Igualmente muito curioso é tudo isto se passar entre 2010 e 2011, com o disco a ser produzido em Fevereiro, longe ainda de se tornar num objecto de curiosidade mórbida, porque infelizmente, a desconfiança de Geir tinha razão. Um mês mais tarde, em Março, acontece o acidente na central de Fukushima após um sismo e consequente tsunami. Uma tragédia que é impossível não nos passar pela cabeça enquanto nos passa pela mesma cabeça a maravilhosa música deste disco, ao nível do melhor de Biosphere, o que é o melhor elogio possível. Há quem fale de alguma germanização no som deste norueguês, talvez pela proximidade inspiradora, já que gravou este disco na Polónia, não tão longe assim de Berlim.

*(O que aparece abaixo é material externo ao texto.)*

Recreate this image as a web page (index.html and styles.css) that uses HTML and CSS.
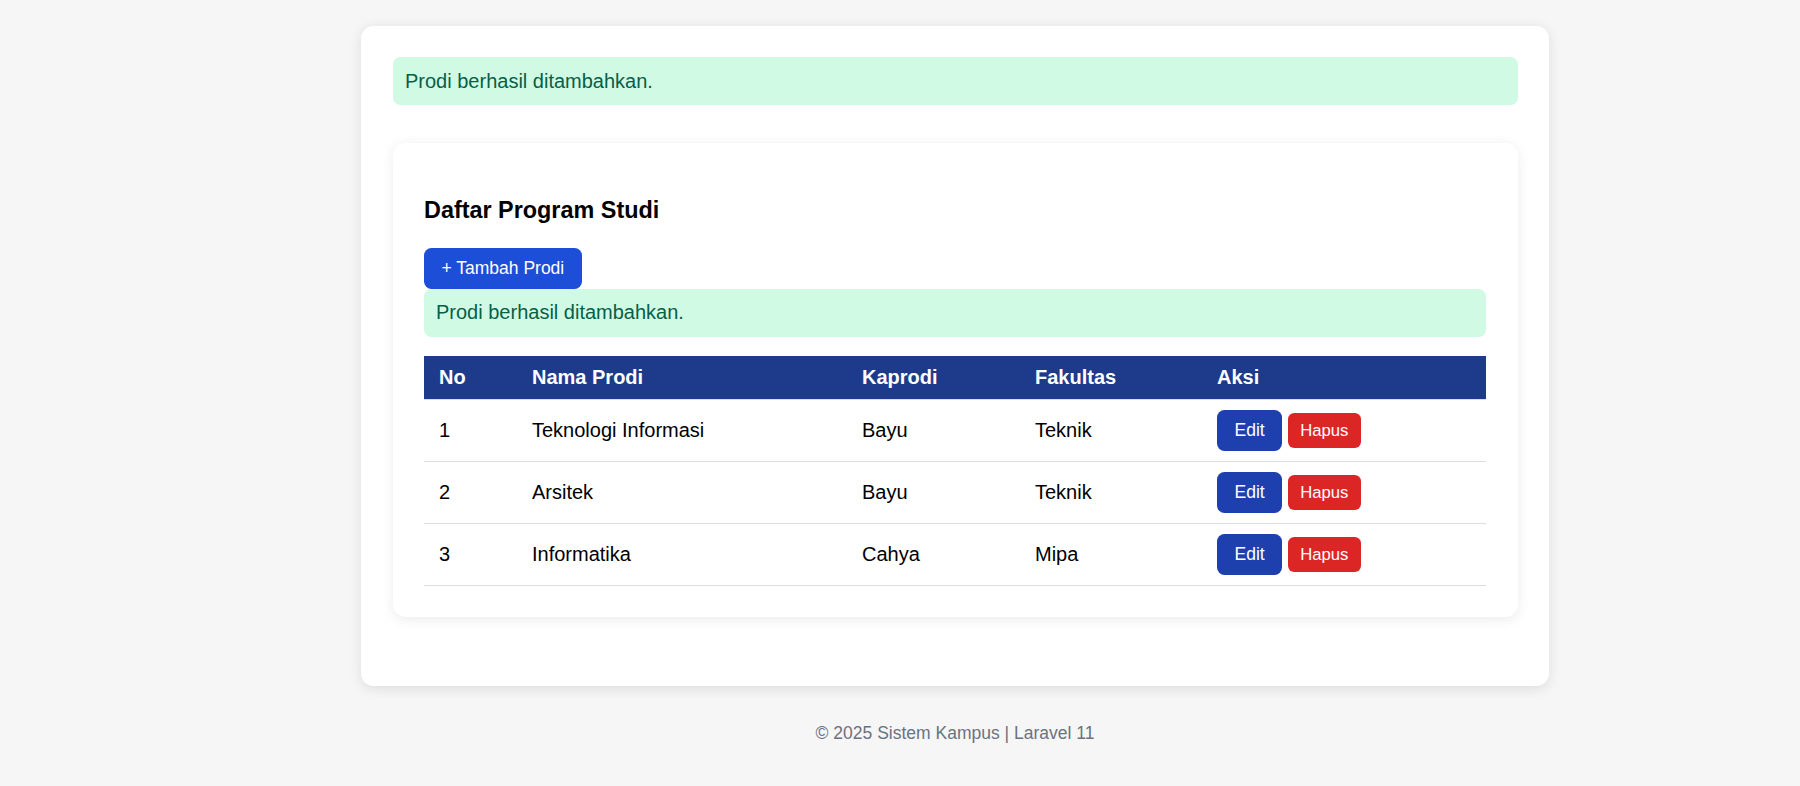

Germanização aqui significa o carácter dançável de alguns temas, a repetição rítmica algo mais acelerada do que é mais natural no catálogo Biosphere. Mas termos inventados à pressão à parte, o que pulsa por aqui é a enorme capacidade de maravilhar deste veterano que um dia já congelava o mundo com os ritmos de Bel Canto (banda norueguesa de oitentas que vale a pena investigar). O que pulsa por aqui é a relação íntima entre Japão e Fausto, entre a prosperidade garantida e a venda da alma ao Diabo, tudo ao ritmo inicial de alarme em Sendai-1, imerso em água, qual radiação que se espalha ao longo dos vários temas, entre nomes de centrais nucleares e ocasionais vozes de aviso em japonês que no fundo, soam que já não foram a tempo.